While Macron’s allies had to relinquish some key ministries, they still got 12 portfolios out of the total 39.

“This is not a new government, it’s a reshuffle,” quipped Communist party leader Fabien Roussel.

Former French president Francois Hollande, a Socialist, called the cabinet “the same as before, but with an even stronger presence of the right” and one that would inflict “painful measures on our fellow citizens”.

He said a no-confidence motion was “a good solution”.

To pass, such a motion needs an absolute majority in parliament, which would then force the government to step down immediately — currently an unlikely scenario as the far right and the leftist bloc, sworn enemies, would have to vote in unison.

Faure said the Socialists were planning to bring a no-confidence vote on October 1 after Barnier’s general policy speech to parliament scheduled for that day, but he acknowledged that “it will probably fail” in the absence of support from the National Rally, which has said it will wait before making any move against the government.

The first major test for Barnier, best known internationally for leading the European Union’s Brexit negotiations with Britain, will be to submit a 2025 budget plan addressing France’s financial situation, which he this week called “very serious”.

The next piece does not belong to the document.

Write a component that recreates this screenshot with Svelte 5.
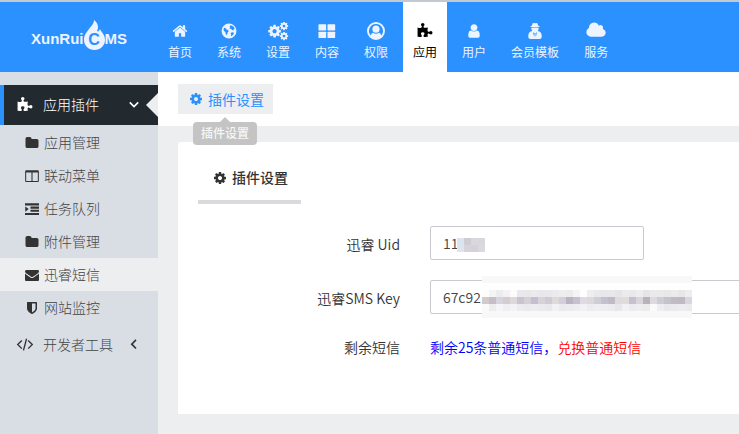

France has been placed on a formal procedure for violating European Union budgetary rules and needs to show it is making a serious effort at financial recovery. The difficult job of submitting a budget plan to parliament next month falls to 33-year-old Antoine Armand, the new finance minister, who said it could include “exceptional and targeted” tax increases.

Among the other new faces in key cabinet posts are Foreign Minister Jean-Noel Barrot, while the interior ministry went to Bruno Retailleau of the Republicans whose right-wing credentials have created unease even in Macron’s own camp.

Defence Minister Sebastien Lecornu, a close Macron ally, has kept his job.